-- Directive --
Can you pull out each line of the data below that includes the word "screenshot"?

****************

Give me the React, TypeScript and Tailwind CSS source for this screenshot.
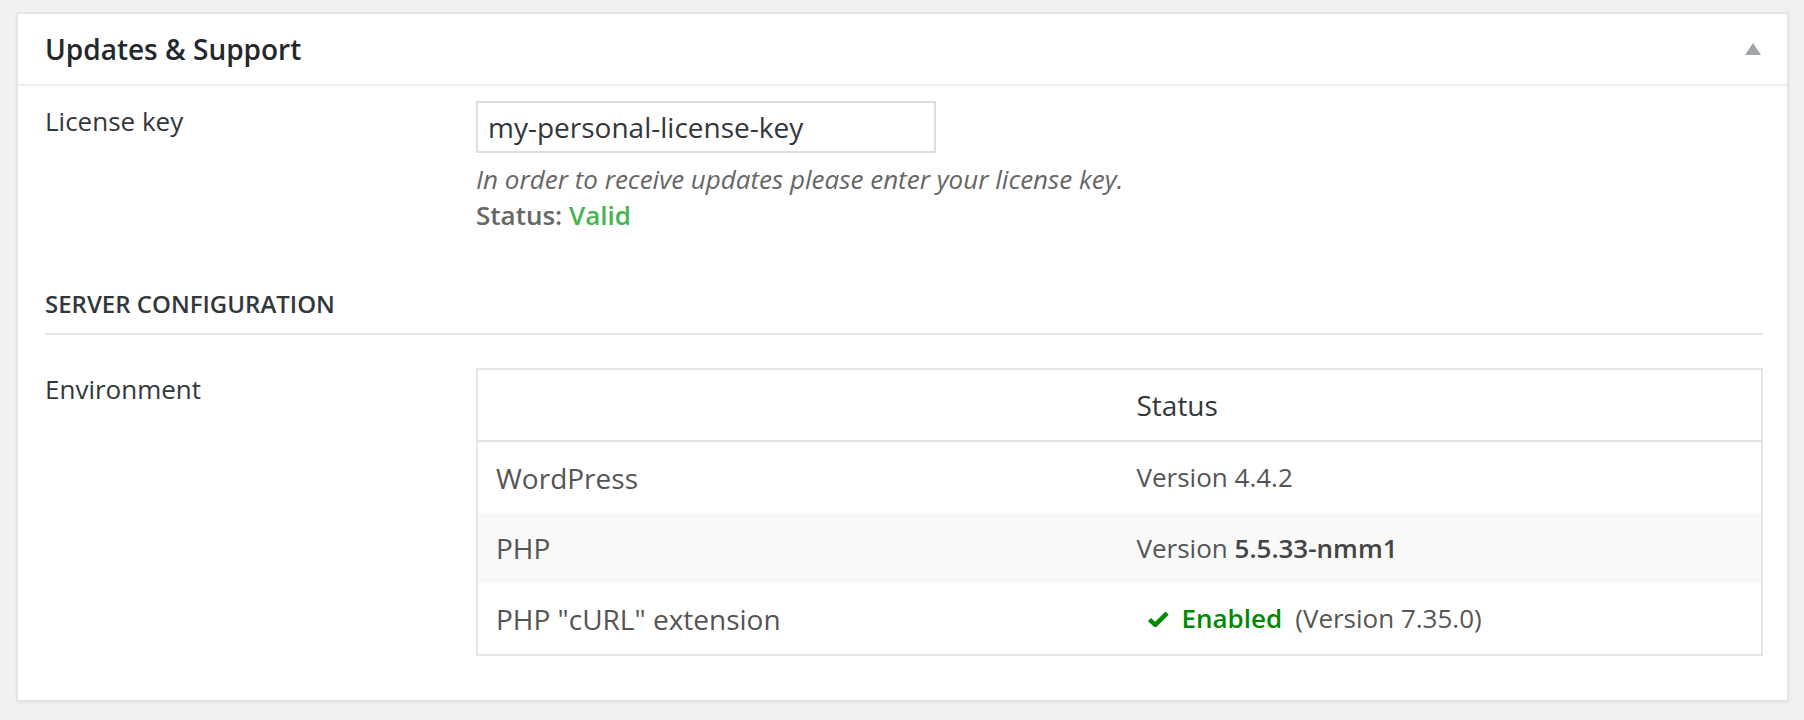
import { ReactNode } from 'react';

const rows: { name: string; status: ReactNode; striped?: boolean; height: string }[] = [
  { name: 'WordPress', status: 'Version 4.4.2', height: 'h-[71px]' },
  {
    name: 'PHP',
    striped: true,
    height: 'h-[70px]',
    status: (
      <>
        Version <span className="font-semibold text-[#444]">5.5.33-nmm1</span>
      </>
    ),
  },
  {
    name: 'PHP "cURL" extension',
    height: 'h-[71px]',
    status: (
      <span className="flex items-center">
        <svg viewBox="0 0 20 15" className="ml-[10px] h-[16px] w-[22px]">
          <path d="M2 8 L7.5 13 L18.5 2" fill="none" stroke="#008a00" strokeWidth="4.2" />
        </svg>
        <span className="ml-[13px] font-semibold text-[#008a00]">Enabled</span>
        <span className="ml-[13px]">(Version 7.35.0)</span>
      </span>
    ),
  },
];

export default function App() {
  return (
    <div className="min-h-screen bg-[#f1f1f1] pl-4 pr-[15px] pt-3 font-['Open_Sans',sans-serif]">
      <div className="border-2 border-[#e5e5e5] bg-white shadow-[0_1px_2px_rgba(0,0,0,0.05)]">
        {/* Header */}
        <div className="flex h-[72px] items-center justify-between border-b-2 border-[#eeeeee] pl-[27px] pr-[26px]">
          <h2 className="text-[28px] font-semibold text-[#23282d]">Updates &amp; Support</h2>
          <svg viewBox="0 0 16 12" className="h-[12px] w-[16px]">
            <polygon points="8,0 16,12 0,12" fill="#a0a5aa" />
          </svg>
        </div>

        <div className="pb-[44px] pl-[27px] pr-[24px] pt-[15px]">
          {/* License key */}
          <div className="flex">
            <div className="w-[431px] shrink-0 pt-[2px] text-[26px] leading-[36px] text-[#32373c]">License key</div>
            <div>
              <input
                type="text"
                defaultValue="my-personal-license-key"
                className="h-[52px] w-[460px] border-2 border-[#dddddd] px-[10px] text-[28px] text-[#32373c] outline-none"
              />
              <p className="mt-[8px] text-[26px] italic leading-[36px] text-[#666]">
                In order to receive updates please enter your license key.
              </p>
              <p className="text-[26px] leading-[37px] text-[#666]">
                <span className="font-semibold">Status:</span>{' '}
                <span className="font-semibold text-[#46b450]">Valid</span>
              </p>
            </div>
          </div>

          {/* Server configuration */}
          <h3 className="mt-[52px] border-b-2 border-[#e5e5e5] pb-[11px] text-[24px] font-semibold uppercase leading-[36px] text-[#32373c]">
            Server Configuration
          </h3>

          <div className="mt-[33px] flex">
            <div className="w-[431px] shrink-0 pt-[3px] text-[26px] leading-[36px] text-[#32373c]">Environment</div>
            <div className="flex-1 border-2 border-[#e5e5e5] text-[#555]">
              <div className="grid h-[72px] grid-cols-2 items-center border-b-2 border-[#e1e1e1] text-[28px] text-[#32373c]">
                <div />
                <div className="pl-[17px]">Status</div>
              </div>
              {rows.map(row => (
                <div
                  key={row.name}
                  className={`grid ${row.height} grid-cols-2 items-center ${row.striped ? 'bg-[#f9f9f9]' : ''}`}
                >
                  <div className="pl-[18px] text-[28px]">{row.name}</div>
                  <div className="pl-[17px] text-[26px]">{row.status}</div>
                </div>
              ))}
            </div>
          </div>
        </div>
      </div>
    </div>
  );
}
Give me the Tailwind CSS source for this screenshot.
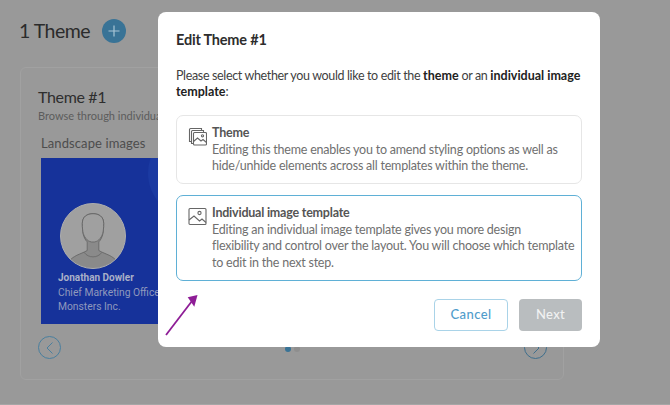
<!DOCTYPE html>
<html>
<head>
<meta charset="utf-8">
<script src="https://cdn.jsdelivr.net/npm/@tailwindcss/browser@4"></script>
</head>
<body class="m-0 overflow-hidden">
<div class="relative w-[670px] h-[405px] overflow-hidden bg-[#999999] font-['Lato','Open_Sans',sans-serif] border-b border-[#a6a6a6]">
  <div class="pt-[18px] pl-[19px] flex items-center h-[44px]">
    <h1 class="w-[83px] text-[19.5px] leading-[26px] tracking-[-0.5px] text-[#2b2b2b] font-normal">1 Theme</h1>
    <div class="w-[24px] h-[24px] rounded-full bg-[#397396] flex items-center justify-center">
      <svg width="12" height="12" viewBox="0 0 12 12" fill="none" stroke="#a9c6d6" stroke-width="1.2"><path d="M6 0.5V11.5M0.5 6H11.5"/></svg>
    </div>
  </div>
  <section class="mt-[23px] ml-[20px] w-[544px] h-[313px] rounded-[6px] border border-[#a1a1a1] pt-[19px] pl-[17px]">
    <h2 class="text-[16px] leading-[20px] tracking-[-0.35px] text-[#2e2e2e] font-normal">Theme #1</h2>
    <p class="mt-[1px] text-[11px] leading-[16px] tracking-[0px] text-[#5c5c5c] whitespace-nowrap">Browse through individual</p>
    <h3 class="mt-[11px] ml-[3px] text-[13px] leading-[16px] tracking-[0.1px] text-[#4d4d4d]">Landscape images</h3>
    <div class="relative mt-[7px] ml-[3px] w-[125px] h-[166px] bg-[#16329a] overflow-hidden">
      <div class="absolute left-[107px] top-[-30px] w-[90px] h-[90px] rounded-full bg-[#1b3aa2]"></div>
      <div class="absolute left-[19px] top-[45px] w-[66px] h-[66px] rounded-full bg-[#a0a0a0] border border-[#aeaeae] overflow-hidden">
        <svg width="64" height="64" viewBox="0 0 66 66" fill="none">
          <path d="M8 60C12 53 20 52 27 48V39C23 35 22 29 22 20C22 13 27 10 33 10S44 13 44 20C44 29 43 35 39 39V48C46 52 54 53 58 60V68H8Z" fill="#8a8a8a" stroke="#666666" stroke-width="0.9"/>
          <path d="M22 20C22 13 27 10 33 10S44 13 44 20C44 29 43 33 39 37C36 40 30 40 27 37C23 33 22 29 22 20Z" fill="#a0a0a0" stroke="#666666" stroke-width="0.9"/>
          <path d="M24 50C28 56 38 56 42 50" stroke="#666666" stroke-width="0.8"/>
        </svg>
      </div>
      <p class="absolute left-[17px] top-[113px] text-[10px] leading-[13px] font-bold font-['Roboto',sans-serif] text-[#a9b0c8] whitespace-nowrap">Jonathan Dowler</p>
      <p class="absolute left-[17px] top-[128px] text-[10.3px] leading-[13.5px] font-['Roboto',sans-serif] text-[#8f99bd] whitespace-nowrap">Chief Marketing Office<br>Monsters Inc.</p>
    </div>
    <div class="mt-[12px] ml-[0px] w-[23px] h-[23px] rounded-full border border-[#4a7f9e] flex items-center justify-center">
      <svg width="8" height="12" viewBox="0 0 8 12" fill="none" stroke="#4a7f9e" stroke-width="1"><path d="M6.5 0.5L1 6L6.5 11.5"/></svg>
    </div>
  </section>
  <div class="absolute left-[524px] top-[336px] w-[23px] h-[23px] rounded-full border border-[#3f6f8d] flex items-center justify-center">
    <svg width="8" height="12" viewBox="0 0 8 12" fill="none" stroke="#3f6f8d" stroke-width="1"><path d="M1.5 0.5L7 6L1.5 11.5"/></svg>
  </div>
  <div class="absolute left-[285px] top-[346px] flex gap-[3px]">
    <span class="w-[6px] h-[6px] rounded-full bg-[#397396]"></span>
    <span class="w-[6px] h-[6px] rounded-full bg-[#8e8e8e]"></span>
  </div>

  <div class="absolute left-[158px] top-[12px] w-[442px] h-[335px] bg-white rounded-[8px] pt-[18px] px-[18px] text-[#4a4a4a]">
    <h2 class="text-[14.5px] leading-[19px] tracking-[-0.2px] font-bold text-[#2d2d2d]">Edit Theme #1</h2>
    <p class="mt-[19px] text-[12.5px] leading-[16px] tracking-[-0.35px] text-[#3f3f3f] whitespace-nowrap">Please select whether you would like to edit the <b class="text-[#222] tracking-[0px]">theme</b> or an <b class="text-[#222] tracking-[0px]">individual image</b><br><b class="text-[#222] tracking-[0px]">template</b>:</p>
    <div class="mt-[15px] h-[69px] rounded-[7px] border border-[#e6e6e6] flex pl-[11px] pt-[9px]">
      <svg class="mt-[2px] shrink-0" width="19" height="19" viewBox="0 0 19 19" fill="none" stroke="#666666" stroke-width="1.1">
        <path d="M3 14.5H1.5V2.5A1 1 0 0 1 2.5 1.5H13.5V3"/>
        <path d="M5 16.5H3.5V4.5A1 1 0 0 1 4.5 3.5H15.5V5"/>
        <rect x="5.5" y="5.5" width="13" height="12.5" rx="1"/>
        <circle cx="14.5" cy="8.8" r="1.1"/>
        <path d="M5.5 14.5L9.5 11L13 14L15 12.5L18.5 15.5"/>
      </svg>
      <div class="ml-[5px] text-[12.5px] leading-[16.7px] tracking-[-0.22px]">
        <h3 class="font-bold text-[#555]">Theme</h3>
        <p class="text-[#707070]">Editing this theme enables you to amend styling options as well as<br>hide/unhide elements across all templates within the theme.</p>
      </div>
    </div>
    <div class="mt-[11px] h-[86px] rounded-[7px] border border-[#5fb0d6] flex pl-[11px] pt-[9px]">
      <svg class="mt-[2px] shrink-0" width="19" height="19" viewBox="0 0 19 19" fill="none" stroke="#666666" stroke-width="1.1">
        <rect x="1" y="1.5" width="17" height="16" rx="1"/>
        <circle cx="11.5" cy="6" r="1.6"/>
        <path d="M1 13L6 9L11.5 14L14 12L18 15.5"/>
      </svg>
      <div class="ml-[5px] text-[12.5px] leading-[16.7px] tracking-[-0.22px]">
        <h3 class="font-bold text-[#555]">Individual image template</h3>
        <p class="text-[#707070]">Editing an individual image template gives you more design<br>flexibility and control over the layout. You will choose which template<br>to edit in the next step.</p>
      </div>
    </div>
    <div class="mt-[18px] flex justify-end gap-[11px]">
      <button class="w-[74px] h-[32px] rounded-[4px] border border-[#a9d3e8] bg-white text-[#4f9ccb] text-[13px] tracking-[0.4px] font-medium">Cancel</button>
      <button class="w-[63px] h-[32px] rounded-[4px] bg-[#b9bdbf] text-[#f1f2f2] text-[13px] tracking-[0.3px] font-medium">Next</button>
    </div>
  </div>

  <svg class="absolute left-[160px] top-[290px]" width="44" height="50" viewBox="0 0 44 50" fill="none">
    <path d="M6 45L32 11" stroke="#8e1d96" stroke-width="1.8"/>
    <path d="M37.5 5L34.3 16.7L27.7 7.3Z" fill="#8e1d96"/>
  </svg>
</div>
</body>
</html>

****************

-- Correct output --
Give me the React, TypeScript and Tailwind CSS source for this screenshot.
Give me the Tailwind CSS source for this screenshot.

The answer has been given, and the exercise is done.